O estudo divisor de águas sobre o verdadeiro estatuto da astrologia foi, segundo Dawkins e Jay Gould, um trabalho publicado na revista britânica "Nature", em 1985, por Shawn Carlson, um físico da Universidade da Califórnia. Carlson pretendia testar uma das principais premissas da disciplina: a de que a posição dos astros no momento do nascimento permitiria determinar os traços gerais da personalidade.
Entre outras experiências, o teste consistia em pedir a vários astrólogos, aos quais foi dado um mapa astral de uma determinada pessoa, que a identificassem entre testes de personalidade de três pessoas distintas. O índice de acerto foi de cerca de um terço, o que levou Carlson a concluir cabalmente ao final de seu estudo: "A experiência refuta claramente a hipótese astrológica".
A crítica mais feroz e empenhada ao estudo de Carlson veio de Mike Harding, para quem o trabalho de Carlson apresenta falhas de metodologia "evidentes para qualquer estudante de primeiro ano de psicologia". Outros, como a própria Elizabeth Teissier, alegam que o teste é um índice como outro qualquer, sujeito à subjetividade e particularidade de quem o criou.
À revelia dos ataques, os estudiosos da astrologia têm sabido se servir do principal foco de críticas a seu objeto de estudo: a universidade.

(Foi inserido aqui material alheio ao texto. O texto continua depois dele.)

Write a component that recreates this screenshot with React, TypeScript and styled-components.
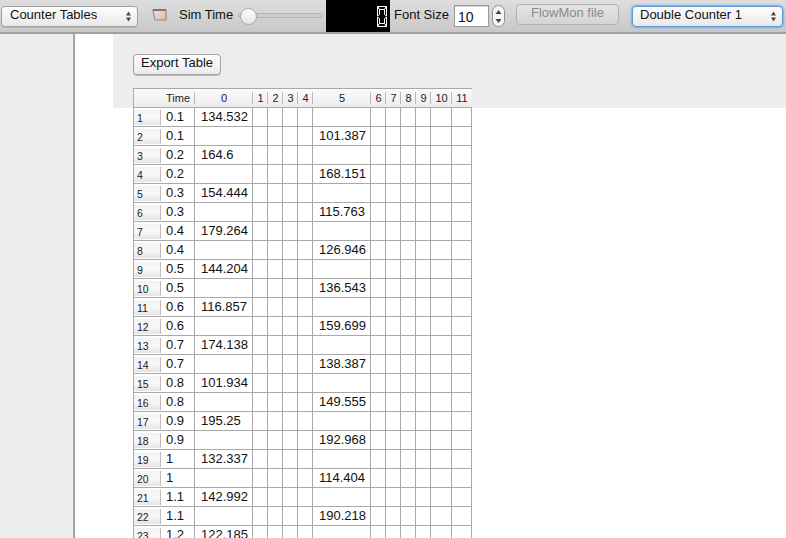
import React from "react";
import styled, { createGlobalStyle } from "styled-components";

const Global = createGlobalStyle`
  html, body { margin: 0; padding: 0; height: 100%; overflow: hidden; background: #ededed; }
  body { font-family: "Liberation Sans", Arial, sans-serif; color: #111; }
`;

const Page = styled.div`
  width: 786px;
  height: 538px;
  display: flex;
  flex-direction: column;
  overflow: hidden;
`;

const Toolbar = styled.div`
  height: 32px;
  flex: none;
  display: flex;
  align-items: flex-start;
  background: linear-gradient(#dedede, #c8c8c8);
  border-bottom: 2px solid #a0a0a0;
`;

const SelectBox = styled.div<{ $w: number; $ml: number; $pl: number; $focus?: boolean }>`
  box-sizing: border-box;
  width: ${(p) => p.$w}px;
  height: 21px;
  margin: 6px 0 0 ${(p) => p.$ml}px;
  padding: 0 0 5px ${(p) => p.$pl}px;
  display: flex;
  align-items: center;
  justify-content: space-between;
  font-size: 13px;
  background: linear-gradient(#fdfdfd, #e9e9e9);
  border: 1px solid ${(p) => (p.$focus ? "#5f98d6" : "#a2a2a2")};
  border-radius: 4px;
  box-shadow: ${(p) => (p.$focus ? "0 0 2px 1px #78ace6" : "0 1px 0 #b5b5b5")};
`;

const Arrows = styled.svg`
  width: 5px;
  height: 11px;
  margin: 5px 6px 0 0;
  flex: none;
`;

const SelectArrows = () => (
  <Arrows viewBox="0 0 5 11">
    <path d="M2.5 0.5 L5 4.5 H0 Z M2.5 10.5 L5 6.5 H0 Z" fill="#444" />
  </Arrows>
);

const ClockIcon = styled.svg`
  width: 15px;
  height: 12px;
  margin: 9px 0 0 14px;
  flex: none;
`;

const Label = styled.span<{ $ml: number; $w: number }>`
  width: ${(p) => p.$w}px;
  margin: 7px 0 0 ${(p) => p.$ml}px;
  flex: none;
  font-size: 13px;
  line-height: 15px;
  white-space: nowrap;
  color: #111;
`;

const Slider = styled.div`
  position: relative;
  width: 85px;
  height: 5px;
  margin: 13px 0 0 6px;
  flex: none;
  border: 1px solid #b4b4b4;
  border-radius: 3px;
  background: #cccccc;
  box-sizing: border-box;
`;

const Thumb = styled.div`
  position: absolute;
  left: 1px;
  top: -6px;
  width: 17px;
  height: 17px;
  box-sizing: border-box;
  border-radius: 50%;
  border: 1px solid #a8a8a8;
  background: linear-gradient(#fbfbfb, #e6e6e6);
`;

const Lcd = styled.div`
  width: 64px;
  height: 32px;
  margin-left: 3px;
  flex: none;
  background: #000;
  display: flex;
  justify-content: flex-end;
  align-items: flex-start;
`;

const LcdDigit = styled.svg`
  width: 10px;
  height: 21px;
  margin: 6px 3px 0 0;
`;

const NumberInput = styled.div`
  box-sizing: border-box;
  width: 35px;
  height: 22px;
  margin: 5px 0 0 6px;
  flex: none;
  padding: 3px 0 0 3px;
  font-size: 14px;
  line-height: 16px;
  background: #fff;
  border: 1px solid #9a9a9a;
  box-shadow: inset 0 1px 0 #d0d0d0;
`;

const Stepper = styled.svg`
  width: 13px;
  height: 22px;
  margin: 5px 0 0 3px;
  flex: none;
`;

const FileButton = styled.div`
  box-sizing: border-box;
  width: 103px;
  height: 21px;
  margin: 4px 0 0 11px;
  flex: none;
  text-align: center;
  font-size: 13px;
  line-height: 16px;
  color: #8a8a8a;
  background: linear-gradient(#e4e4e4, #d4d4d4);
  border: 1px solid #b2b2b2;
  border-radius: 4px;
`;

const Body = styled.div`
  flex: 1;
  min-height: 0;
  display: flex;
`;

const LeftPane = styled.div`
  width: 73px;
  flex: none;
  background: #ededed;
  border-right: 2px solid #a6a6a6;
`;

const Gutter = styled.div`
  width: 38px;
  flex: none;
  background: #fff;
`;

const Content = styled.div`
  flex: 1;
  min-width: 0;
  display: flex;
  flex-direction: column;
`;

const ActionBar = styled.div`
  height: 54px;
  flex: none;
  box-sizing: border-box;
  padding: 20px 0 0 20px;
  background: #ededed;
`;

const ExportButton = styled.div`
  box-sizing: border-box;
  width: 88px;
  height: 21px;
  text-align: center;
  font-size: 13px;
  line-height: 16px;
  background: linear-gradient(#fdfdfd, #ececec);
  border: 1px solid #a2a2a2;
  border-radius: 4px;
  box-shadow: 0 1px 0 #bbb;
`;

const TableArea = styled.div`
  flex: 1;
  min-height: 0;
  padding-left: 20px;
  background: linear-gradient(#ededed 20px, #fff 20px);
  overflow: hidden;
  display: flex;
`;

const COLUMNS = "27px 34px 58px 15px 15px 15px 15px 58px 15px 15px 15px 15px 21px 20px";

const Grid = styled.div`
  display: grid;
  grid-template-columns: ${COLUMNS};
  grid-auto-rows: 19px;
  align-content: start;
  box-sizing: border-box;
  border-top: 1px solid #a9a9a9;
  border-left: 1px solid #a9a9a9;
  font-size: 13px;
`;

const HeaderCell = styled.div<{ $last?: boolean }>`
  height: 19px;
  box-sizing: border-box;
  text-align: center;
  font-size: 11px;
  line-height: 19px;
  color: #222;
  background: linear-gradient(#fbfbfb, #ececec);
  border-bottom: 1px solid #a9a9a9;
  position: relative;
  &::after {
    content: "";
    position: absolute;
    right: 0;
    top: 3px;
    bottom: 3px;
    width: 1px;
    background: ${(p) => (p.$last ? "transparent" : "#b8b8b8")};
  }
`;

const RowHead = styled.div`
  box-sizing: border-box;
  border-bottom: 1px solid #a9a9a9;
  background: #fff;
  padding-top: 2px;
`;

const RowButton = styled.div`
  box-sizing: border-box;
  width: 27px;
  height: 15px;
  font-size: 10.5px;
  line-height: 16px;
  padding-left: 3px;
  color: #222;
  background: linear-gradient(#f3f3f3, #f8f8f8 50%, #e4e4e4);
  border-right: 1px solid #bdbdbd;
`;

const Cell = styled.div`
  box-sizing: border-box;
  padding-left: 6px;
  line-height: 18px;
  font-size: 13px;
  color: #111;
  white-space: nowrap;
  background: #fff;
  border-bottom: 1px solid #a9a9a9;
  border-right: 1px solid #a9a9a9;
`;

const TimeCell = styled(Cell)`
  padding-left: 5px;
`;

const headers = ["", "Time", "0", "1", "2", "3", "4", "5", "6", "7", "8", "9", "10", "11"];

const rows: [string, string, string][] = [
  ["0.1", "134.532", ""],
  ["0.1", "", "101.387"],
  ["0.2", "164.6", ""],
  ["0.2", "", "168.151"],
  ["0.3", "154.444", ""],
  ["0.3", "", "115.763"],
  ["0.4", "179.264", ""],
  ["0.4", "", "126.946"],
  ["0.5", "144.204", ""],
  ["0.5", "", "136.543"],
  ["0.6", "116.857", ""],
  ["0.6", "", "159.699"],
  ["0.7", "174.138", ""],
  ["0.7", "", "138.387"],
  ["0.8", "101.934", ""],
  ["0.8", "", "149.555"],
  ["0.9", "195.25", ""],
  ["0.9", "", "192.968"],
  ["1", "132.337", ""],
  ["1", "", "114.404"],
  ["1.1", "142.992", ""],
  ["1.1", "", "190.218"],
  ["1.2", "122.185", ""],
];

const Blank = ({ n }: { n: number }) => (
  <>
    {Array.from({ length: n }, (_, i) => (
      <Cell key={i} />
    ))}
  </>
);

export default function App() {
  return (
    <Page>
      <Global />
      <Toolbar>
        <SelectBox $w={137} $ml={1} $pl={8}>
          Counter Tables
          <SelectArrows />
        </SelectBox>
        <ClockIcon viewBox="0 0 15 12">
          <defs>
            <linearGradient id="simIcon" x1="0" y1="0" x2="1" y2="1">
              <stop offset="0" stopColor="#f3e4d2" />
              <stop offset="1" stopColor="#e0b9a8" />
            </linearGradient>
          </defs>
          <path d="M1 1 H14 V11 H3 Z" fill="url(#simIcon)" stroke="#8e8e8e" strokeWidth="1.2" />
          <path d="M1 1 H14" stroke="#777" strokeWidth="2" />
        </ClockIcon>
        <Label $ml={12} $w={53}>Sim Time</Label>
        <Slider>
          <Thumb />
        </Slider>
        <Lcd>
          <LcdDigit viewBox="0 0 10 21" fill="#000" stroke="#fff" strokeWidth="1">
            <path d="M0.5 0.5 H9.5 L7.5 3.5 H2.5 Z" />
            <path d="M0.5 0.5 L2.5 3.5 V8.5 L0.5 10 Z" />
            <path d="M9.5 0.5 L7.5 3.5 V8.5 L9.5 10 Z" />
            <path d="M0.5 11 L2.5 12.5 V17.5 L0.5 20.5 Z" />
            <path d="M9.5 11 L7.5 12.5 V17.5 L9.5 20.5 Z" />
            <path d="M0.5 20.5 H9.5 L7.5 17.5 H2.5 Z" />
          </LcdDigit>
        </Lcd>
        <Label $ml={4} $w={54}>Font Size</Label>
        <NumberInput>10</NumberInput>
        <Stepper viewBox="0 0 13 22">
          <rect x="0.5" y="0.5" width="12" height="21" rx="6" fill="#f6f6f6" stroke="#8e8e8e" />
          <path d="M6.5 5 L9.5 9 H3.5 Z M6.5 18 L9.5 14 H3.5 Z" fill="#444" />
        </Stepper>
        <FileButton>FlowMon file</FileButton>
        <SelectBox $w={151} $ml={13} $pl={7} $focus>
          Double Counter 1
          <SelectArrows />
        </SelectBox>
      </Toolbar>
      <Body>
        <LeftPane />
        <Gutter />
        <Content>
          <ActionBar>
            <ExportButton>Export Table</ExportButton>
          </ActionBar>
          <TableArea>
            <Grid>
              {headers.map((h, i) => (
                <HeaderCell key={i} $last={i === 0 || i === headers.length - 1}>
                  {h}
                </HeaderCell>
              ))}
              {rows.map((r, i) => (
                <React.Fragment key={i}>
                  <RowHead>
                    <RowButton>{i + 1}</RowButton>
                  </RowHead>
                  <TimeCell>{r[0]}</TimeCell>
                  <Cell>{r[1]}</Cell>
                  <Blank n={4} />
                  <Cell>{r[2]}</Cell>
                  <Blank n={6} />
                </React.Fragment>
              ))}
            </Grid>
          </TableArea>
        </Content>
      </Body>
    </Page>
  );
}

Hoje já há várias instituições superiores dedicadas inteiramente ao estudo da astrologia, como a Faculdade de Estudos Astrológicos, fundada em 1948, em Londres, e a Faculdade Kepler de Artes e Ciências Astrológicas, em Seattle (EUA), uma das mais recentes.
Na Índia, em maio passado, o governo anunciou que pretende criar departamentos de astrologia em todas as universidades do país já para o ano letivo de 2001-2002, oferecendo bacharelado, mestrado e doutorado.
A tecnologia também tem se mostrado um meio eficaz para assegurar a expansão da astrologia. No começo dos anos 80 passou a se generalizar a utilização de programas de computadores. Softwares como Astrolabe, Matrix, Time Cycles e Cosmic Patterns têm sido amplamente utilizados pelos astrólogos para confeccionar mapas astrais e realizar previsões. Desde os anos 90, a internet já permitem o "download" de programas que também fazem previsões e mapas em tempo real.